Thursday, 18 July 2013

Campaign for Real SaaS - Introducing Matter Management as a Service

Large established legal IT vendors with an on-premises customer base face serious challenges retaining customers as they attempt to move legacy applications to the cloud. But what about new smaller vendors? Vendors who have no legacy and live in a 'cloud-first' world?

Uninhibited by the effects of inertia, they will be the ones to drive innovation and force the big players to change. The implications of the Legal Services Act, combined with the cloud computing era, represents an unprecedented catalyst for innovative new technologies to emerge. But in order to capitalise on this opportunity, smaller vendors must be enablers of change. Leaders of such companies must cast aside the principles and values that once brought them safety inside corporate super tankers of old and make bold new decisions that reflect the agility provided by their new leaner vessels…

How do we get there?

Dealing with the headache of legacy assets, portfolio consolidation attempts and the need to support multiple product versions for many existing customers makes cloud adoption an uphill struggle for incumbent vendors. Smaller vendors on the other hand, find themselves in the luxurious position of being able to make bold decisions that not only drive innovation, but also set a precedent that established vendors must meet in order to survive.

Here's a thought...

The legal industry has become a beacon for innovation and high productivity enabled through a shift from complex, time consuming and costly software projects to a thriving market place for commodity services consumed by law firms in the cloud.
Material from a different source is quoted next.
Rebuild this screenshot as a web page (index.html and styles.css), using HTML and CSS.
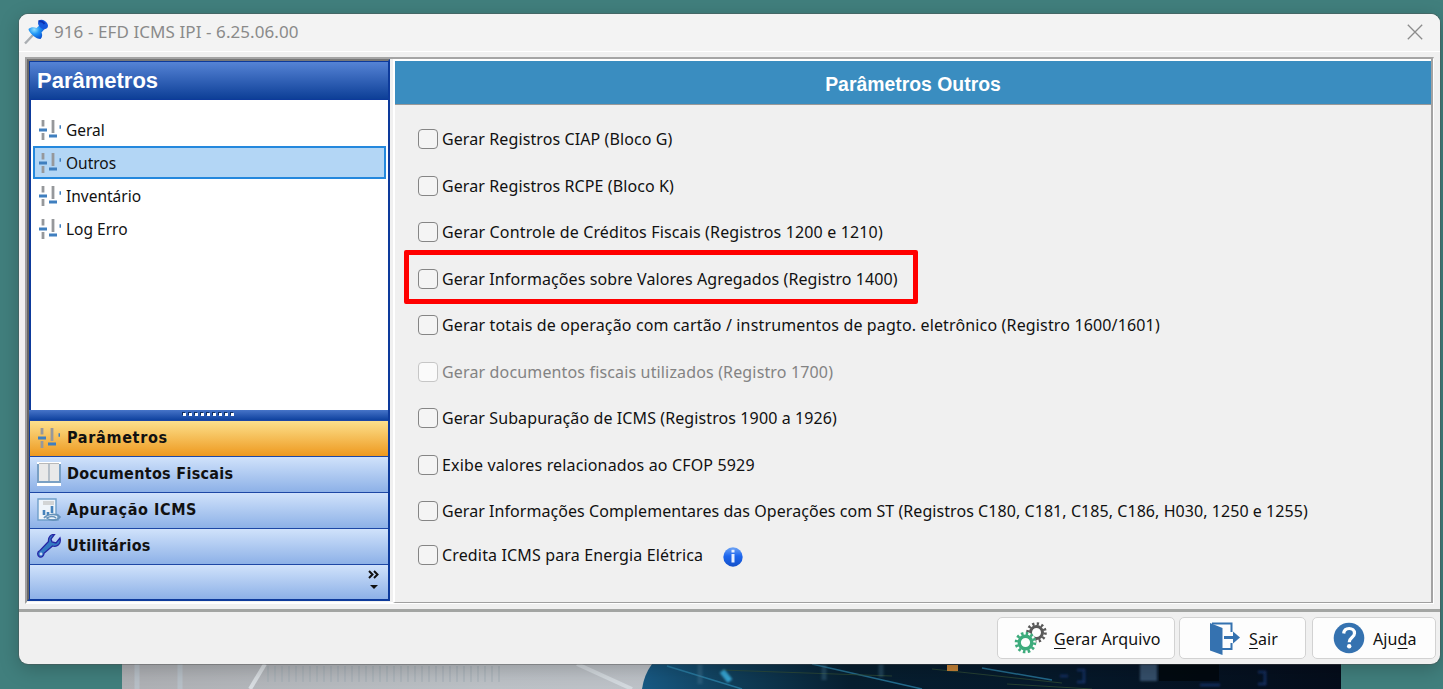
FILE: index.html
```html
<!DOCTYPE html>
<html lang="pt-BR">

<head>
  <meta charset="UTF-8">
  <meta name="viewport" content="width=device-width, initial-scale=1.0">
  <title>916 - EFD ICMS IPI - 6.25.06.00</title>
  <link rel="stylesheet" href="styles.css">
</head>

<body>
  <svg class="defs" width="0" height="0">
    <symbol id="sliders" viewBox="0 0 24 24">
      <path d="M5 2V8.500M5 15v7M15 2V15" stroke="#96989b" stroke-width="2.800" fill="none"/>
      <path d="M1 12h8M11 18h8" stroke="#3f7fbf" stroke-width="3.200" fill="none"/>
      <path d="M21.500 9h1.500" stroke="#3f7fbf" stroke-width="3.400" fill="none"/>
    </symbol>
  </svg>

  <div class="window">
    <div class="titlebar">
      <svg class="pin" width="26" height="26" viewBox="0 0 26 26">
        <defs>
          <radialGradient id="pin-body" cx="35%" cy="35%" r="70%">
            <stop offset="0" stop-color="#8fe2ff"/>
            <stop offset=".45" stop-color="#2196f5"/>
            <stop offset="1" stop-color="#0a4fd0"/>
          </radialGradient>
        </defs>
        <path d="M1 24.500L9.500 15.500" stroke="#aaaeb2" stroke-width="2.400"/>
        <path d="M4.500 10c2.500-2.500 6-2 8-1l4-3.500 4.500 4-3.500 4c1 2 1 4.500-1 6.500-2 0-5-1-7.500-3.500S4.500 12 4.500 10z" fill="url(#pin-body)"/>
        <ellipse cx="19" cy="5.500" rx="5.500" ry="4" transform="rotate(40 19 5.500)" fill="#1558dd"/>
        <path d="M14.500 2.500c2-1 5 .5 6 2.500" stroke="#0a2fb0" stroke-width="2" fill="none"/>
      </svg>
      <span class="title">916 - EFD ICMS IPI - 6.25.06.00</span>
      <svg class="close" width="16" height="16" viewBox="0 0 16 16">
        <path d="M.8.8l14.400 14.400M15.200.8L.8 15.200" stroke="#8c8c8c" stroke-width="1.300"/>
      </svg>
    </div>

    <div class="content">
      <div class="sidebar">
        <div class="sidebar-header">Parâmetros</div>
        <ul class="list">
          <li><svg class="icon"><use href="#sliders"/></svg>Geral</li>
          <li class="selected"><svg class="icon"><use href="#sliders"/></svg>Outros</li>
          <li><svg class="icon"><use href="#sliders"/></svg>Inventário</li>
          <li><svg class="icon"><use href="#sliders"/></svg>Log Erro</li>
        </ul>
        <div class="splitter">
          <i></i><i></i><i></i><i></i><i></i><i></i><i></i><i></i><i></i>
        </div>
        <div class="group active"><svg class="icon"><use href="#sliders"/></svg><span class="label-param">Parâmetros</span></div>
        <div class="group">
          <svg class="icon" viewBox="0 0 24 24">
            <path d="M0 0h24v24H0z" fill="#fff"/>
            <path d="M0 2h24v19H0z" fill="#7aa0c4"/>
            <path d="M2 2h9.500v17H2zM12.500 2H22v17h-9.500z" fill="#e9e9e9"/>
            <path d="M2 1.500h20M12 2v17" stroke="#b9b9b9"/>
          </svg>
          <span class="label-docs">Documentos Fiscais</span>
        </div>
        <div class="group">
          <svg class="icon" viewBox="0 0 24 24">
            <path d="M1 1h18v15l2 1v5H1z" fill="#eef4fa" stroke="#6f9fca" stroke-width="1.400"/>
            <path d="M6 4h11M6 6h11" stroke="#c9c9c9" stroke-width="1.400"/>
            <path d="M7 17v-5M11 17v-3M15 15V8" stroke="#4582bb" stroke-width="2.600"/>
            <path d="M7 20c3-4 12-5 16-1-3 4-10 4-13 1 3-2 7-2 9 0" fill="none" stroke="#6592bb" stroke-width="1.700"/>
          </svg>
          <span class="label-icms">Apuração ICMS</span>
        </div>
        <div class="group">
          <svg class="icon" viewBox="0 0 24 24">
            <path d="M23 4l-4 5-4-1-1-3 3.500-4.500C14 0 11 3 11.500 7.500L3 16.500c-3 1-3 5-.5 6.300 2.500 1 4.500-1 4.500-3.500L15.500 12C20 13.500 24.500 10 23 4z" fill="#3479c2" stroke="#2626a5" stroke-width="1.300"/>
            <circle cx="4" cy="20" r="1.400" fill="#c7daf5"/>
          </svg>
          <span class="label-util">Utilitários</span>
        </div>
        <div class="group overflow">
          <svg width="14" height="22" viewBox="0 0 14 22">
            <path d="M2 2l3.500 3.500L2 9M7 2l3.500 3.500L7 9" stroke="#111" stroke-width="2" fill="none"/>
            <path d="M3 16h8l-4 4z" fill="#111"/>
          </svg>
        </div>
      </div>

      <div class="panel">
        <div class="panel-header">Parâmetros Outros</div>
        <div class="options">
          <label class="option"><input type="checkbox"><span>Gerar Registros CIAP (Bloco G)</span></label>
          <label class="option"><input type="checkbox"><span>Gerar Registros RCPE (Bloco K)</span></label>
          <label class="option wide"><input type="checkbox"><span>Gerar Controle de Créditos Fiscais (Registros 1200 e 1210)</span></label>
          <label class="option highlight"><input type="checkbox"><span>Gerar Informações sobre Valores Agregados (Registro 1400)</span></label>
          <label class="option wide"><input type="checkbox"><span>Gerar totais de operação com cartão / instrumentos de pagto. eletrônico (Registro 1600/1601)</span></label>
          <label class="option wide disabled"><input type="checkbox" disabled><span>Gerar documentos fiscais utilizados (Registro 1700)</span></label>
          <label class="option"><input type="checkbox"><span>Gerar Subapuração de ICMS (Registros 1900 a 1926)</span></label>
          <label class="option wide"><input type="checkbox"><span>Exibe valores relacionados ao CFOP 5929</span></label>
          <label class="option narrow"><input type="checkbox"><span>Gerar Informações Complementares das Operações com ST (Registros C180, C181, C185, C186, H030, 1250 e 1255)</span></label>
          <label class="option wide last"><input type="checkbox"><span>Credita ICMS para Energia Elétrica</span>
            <svg class="info" width="20" height="20" viewBox="0 0 20 20">
              <defs>
                <linearGradient id="info-bg" x1="0" y1="0" x2="0" y2="1">
                  <stop offset="0" stop-color="#6fa4f4"/>
                  <stop offset=".45" stop-color="#1d66ee"/>
                  <stop offset="1" stop-color="#1450c8"/>
                </linearGradient>
              </defs>
              <circle cx="10" cy="10" r="9.700" fill="url(#info-bg)"/>
              <path d="M10 2.800v2.600M10 7v8.500" stroke="#e6efff" stroke-width="3"/>
            </svg>
          </label>
        </div>
      </div>
    </div>

    <div class="footer">
      <button class="btn btn-run">
        <svg width="34" height="32" viewBox="0 0 34 32">
          <circle cx="22.500" cy="10.500" r="6" fill="none" stroke="#595959" stroke-width="3"/>
          <circle cx="22.500" cy="10.500" r="8.700" fill="none" stroke="#595959" stroke-width="3.200" stroke-dasharray="2.200 2.355"/>
          <circle cx="11.500" cy="20.500" r="10.500" fill="#fdfdfd"/>
          <circle cx="11.500" cy="20.500" r="6.300" fill="none" stroke="#3dab7c" stroke-width="3.400"/>
          <circle cx="11.500" cy="20.500" r="9.200" fill="none" stroke="#3dab7c" stroke-width="3.200" stroke-dasharray="2.500 2.317"/>
        </svg>
        <span><u>G</u>erar Arquivo</span>
      </button>
      <button class="btn btn-exit">
        <svg width="32" height="33" viewBox="0 0 32 33">
          <path d="M3 1.500h19.500V10M22.500 21v6H13" fill="none" stroke="#3572b0" stroke-width="2"/>
          <path d="M1 1l12.500 5v27L1 28.500z" fill="#3572b0"/>
          <path d="M15 15.500h11" stroke="#3572b0" stroke-width="3"/>
          <path d="M24 9.500l7 6-7 6z" fill="#3572b0"/>
        </svg>
        <span><u>S</u>air</span>
      </button>
      <button class="btn btn-help">
        <svg width="32" height="32" viewBox="0 0 32 32">
          <circle cx="16" cy="16" r="15.300" fill="#3572b0"/>
          <path d="M10.700 11.500c.3-3.500 2.800-5 5.500-5 3 0 5.300 1.800 5.300 4.700 0 4.300-5.300 4.300-5.300 9" fill="none" stroke="#fff" stroke-width="3.200"/>
          <circle cx="16.200" cy="24.300" r="2.200" fill="#fff"/>
        </svg>
        <span>Aju<u>d</u>a</span>
      </button>
    </div>
  </div>

  <svg class="wallpaper" width="1219" height="25" viewBox="0 0 1219 25">
    <defs>
      <linearGradient id="paper">
        <stop offset="0" stop-color="#aeb0b4"/>
        <stop offset=".3" stop-color="#bcc1c6"/>
        <stop offset="1" stop-color="#c5c9d1"/>
      </linearGradient>
      <linearGradient id="night">
        <stop offset="0" stop-color="#185a84"/>
        <stop offset=".12" stop-color="#11405c"/>
        <stop offset=".3" stop-color="#071f30"/>
        <stop offset=".6" stop-color="#06192b"/>
        <stop offset="1" stop-color="#050d1b"/>
      </linearGradient>
      <filter id="soft"><feGaussianBlur stdDeviation="1.200"/></filter>
    </defs>
    <path d="M0 0h1219v25H0z" fill="url(#paper)"/>
    <path d="M143 0L128 25" stroke="#d8dde1" stroke-width="4"/>
    <path d="M145 10h235" stroke="#9fabb3" stroke-width="16" stroke-dasharray="2 5" opacity=".4"/>
    <path d="M15 0v25M58 0v25" stroke="#bdc9d3" stroke-width="5" opacity=".6"/>
    <path d="M455 0l55 25" stroke="#dde3e8" stroke-width="4" opacity=".7"/>
    <path d="M530 0h689v25H520q2-14 10-25z" fill="url(#night)"/>
    <path d="M545 2l75 23M690 0l110 25M860 4l70 12" stroke="#2f8ab2" stroke-width="1.500" opacity=".7"/>
    <path d="M600 6l170 6M810 5l130 14M885 20l85 5" stroke="#345036" opacity=".7"/>
    <g filter="url(#soft)">
      <path d="M578 0v20M702 0v16M759 0v13" stroke="#4c7f9b" stroke-width="5" opacity=".35"/>
      <path d="M600 7l8 10" stroke="#36a3d0" stroke-width="6"/>
      <path d="M1018 0h17v17h-17z" fill="#34506a"/>
      <path d="M938 12h8M955 6h7v12h-7M1078 21h20M1136 8h7v12h-7" stroke="#183770" stroke-width="3" fill="none" opacity=".7"/>
    </g>
    <path d="M825 1h11v6h-11z" fill="#c78438"/>
    <path d="M1037 0h60v17h-60z" fill="#020509" opacity=".7"/>
  </svg>
</body>

</html>
```
FILE: styles.css
```css
*,
*::after {
  box-sizing: border-box;
}

body {
  margin: 0;
  height: 689px;
  padding-top: 14px;
  overflow: hidden;
  background-color: #417f7d;
  font-family: "Noto Sans", "Open Sans", sans-serif;
  color: #111;
}

.defs {
  display: none;
}

.window {
  position: relative;
  z-index: 1;
  display: flex;
  flex-direction: column;
  width: 1421px;
  height: 650px;
  margin-left: 19px;
  border-radius: 9px;
  background-color: #f0f0f0;
  box-shadow: 0 0 0 1px rgba(80, 80, 80, .4), 0 5px 20px rgba(0, 0, 0, .22);
  overflow: hidden;
}

.titlebar {
  display: flex;
  align-items: center;
  height: 38px;
  padding: 0 17px 2px 5px;
  background-color: #f3f3f3;
  border-bottom: 1px solid #fff;
}

.title {
  margin-left: 4px;
  padding-bottom: 1px;
  font-size: 17px;
  letter-spacing: .08px;
  color: #8a8a8a;
}

.close {
  margin-left: auto;
}

.content {
  display: flex;
  height: 547px;
  margin: 5px 6px 0;
  border-top: 2px solid #a5a5a5;
  border-left: 2px solid #a0a0a0;
  border-bottom: 2px solid #fff;
  border-right: 1px solid #fff;
}

/* sidebar */
.sidebar {
  display: flex;
  flex-direction: column;
  width: 363px;
  height: 542px;
  border: 2px solid #0d3a9b;
  border-left: 2px solid #666;
  border-top: 2px solid #777;
  background-color: #fff;
}

.sidebar-header {
  height: 39px;
  padding-left: 7px;
  border: 1px solid #0d3a9b;
  border-right: 0;
  background-image: linear-gradient(#5583d5, #0d3f97);
  color: #fff;
  font: bold 22px/37px "Liberation Sans", sans-serif;
}

.list {
  flex: 1;
  margin: 0;
  padding: 13px 2px 0 2px;
  border-left: 2px solid #0d3a9b;
  list-style: none;
  font-size: 15.500px;
}

.list li {
  display: flex;
  align-items: center;
  height: 33px;
  padding: 1px 0 0 4px;
  border: 1px solid transparent;
}

.list .selected {
  border: 2px solid #2488dd;
  padding-left: 3px;
  background-color: #b3d6f5;
}

.icon {
  flex: none;
  width: 24px;
  height: 24px;
  margin-right: 4px;
}

.splitter {
  display: flex;
  justify-content: center;
  align-items: center;
  gap: 3px;
  height: 10px;
  padding-bottom: 2px;
  background-image: linear-gradient(#4674c8, #0f429f);
}

.splitter i {
  width: 3px;
  height: 3px;
  background-color: #fff;
  box-shadow: -1px -1px 0 #0c2c60;
}

.group {
  display: flex;
  align-items: center;
  height: 36px;
  padding: 0 0 2px 7px;
  border-top: 1px solid #1d47a5;
  border-left: 1px solid #0d3a9b;
  background-image: linear-gradient(#d0e2fb, #8db1e7);
  font: bold 16px "DejaVu Sans Condensed", "DejaVu Sans", sans-serif;
}

.group span {
  margin-left: 2px;
}

.label-param {
  letter-spacing: .7px;
}

.label-docs,
.label-util {
  letter-spacing: .3px;
}

.label-icms {
  letter-spacing: .6px;
}

.active {
  background-image: linear-gradient(#fce08c, #ee991f);
}

.overflow {
  justify-content: flex-end;
  align-items: flex-start;
  height: 35px;
  padding: 4px 7px 0 0;
}

/* main panel */
.panel {
  flex: 1;
  margin-left: 3px;
  border-left: 2px solid #fff;
  border-right: 2px solid #a3a3a3;
  border-bottom: 1px solid #a0a0a0;
  height: 544px;
}

.panel-header {
  height: 46px;
  border-top: 2px solid #fff;
  border-bottom: 1px solid #999;
  background-color: #3a8dc0;
  color: #fff;
  font: bold 19.400px/46px "Liberation Sans", sans-serif;
  text-align: center;
}

.options {
  padding: 11px 0 0 22.500px;
}

.option {
  position: relative;
  display: flex;
  align-items: center;
  height: 46.500px;
  font-size: 16px;
  letter-spacing: .1px;
  white-space: nowrap;
}

.option input {
  appearance: none;
  flex: none;
  width: 20px;
  height: 20px;
  margin: 0 4.500px 0 0;
  border: 1.500px solid #858585;
  border-radius: 4px;
  background-color: #f4f4f4;
}

.wide {
  letter-spacing: .15px;
}

.narrow {
  letter-spacing: .06px;
}

.disabled {
  color: #838383;
}

.disabled input {
  border-color: #c6c6c6;
  background-color: #fafafa;
}

.last {
  height: 41px;
}

.info {
  margin: 4px 0 0 20px;
}

.highlight::after {
  content: "";
  position: absolute;
  left: -14px;
  top: -6px;
  width: 514px;
  height: 54px;
  border: 5px solid #f00;
  border-radius: 2px;
}

/* buttons */
.footer {
  display: flex;
  justify-content: flex-end;
  align-items: flex-start;
  gap: 4px;
  flex: 1;
  margin-top: 5px;
  padding: 5px 4px 0 0;
  border-top: 3px solid #a3a5a3;
}

.btn {
  display: flex;
  align-items: center;
  height: 42px;
  padding: 0;
  border: 1px solid #d2d2d2;
  border-radius: 5px;
  background-color: #fdfdfd;
  color: #111;
  font: 16px "Noto Sans", "Open Sans", sans-serif;
}

.btn span {
  padding-top: 2px;
  letter-spacing: .12px;
}

.btn u {
  text-underline-offset: 3px;
}

.btn-run {
  width: 178px;
  padding-left: 16px;
}

.btn-run span {
  margin-left: 6px;
}

.btn-exit {
  width: 127px;
  padding-left: 29px;
}

.btn-exit span {
  margin-left: 8px;
}

.btn-help {
  width: 124px;
  margin-left: 2px;
  padding-left: 20px;
}

.btn-help span {
  margin-left: 8px;
}

.wallpaper {
  display: block;
  margin-left: 122px;
}
```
Sounds good? We all want to get there, but we need to accept a few harsh realities first:

  • Vendors can't host legacy applications in a data centre and call it 'cloud computing'. True cloud means elasticity, broad network access (e.g. mobile), resource pooling and self-service. See the definition of cloud provided by NIST.
  • Law firms can't expect SaaS to deliver savings if they demand an end-to-end environment all to themselves. Multi-tenancy is the key to significant cost savings. Law firms and vendors must work together to analyse data storage and processing at a more granular level to identify candidates for cloud resource pooling.
  • Data is not necessarily safer in the law firm than in the cloud. How 'safe' is a law firms on-premises infrastructure compared to the multi-billion dollar cloud data centres operated by the likes of Microsoft and Amazon? Security is multi-faceted – people, hardware, networks, buildings. Very few firms can compete on all these levels and should they even try when it is not their core business?
  • Diehards should not stifle innovation. If mid/large law firms continue to insist that the PMS system must remain on-premises this should not hinder adoption of cloud elsewhere. Enhanced connectivity scenarios and higher user volumes make front-office systems perfect candidates for migration to the cloud. It shouldn’t be all or nothing.

The clue is in the name

When you hear the term Software as a Service or SaaS, what do you think? Most people concentrate on the hosting aspect as being the 'service'. To drive SaaS adoption in mid/large law firms, we must concentrate on how SaaS improves the lives of end-users not just IT professionals. 

Ultimately it is the software and the way functionality is consumed by users that should constitute the service. With that in mind, I propose the following new principles for vendors of modern legal SaaS offerings:

  • Don't sell a product, sell a service. Better still… an experience.
  • There is no such thing as a version - all customers are on the same version... the current version.
  • Allow services to evolve continuously in direct response to customer feedback. 
  • Allow new features to be configured so users can manage how and when they receive them.
  • Identity components fit for multi-tenancy to maximise resource pooling. 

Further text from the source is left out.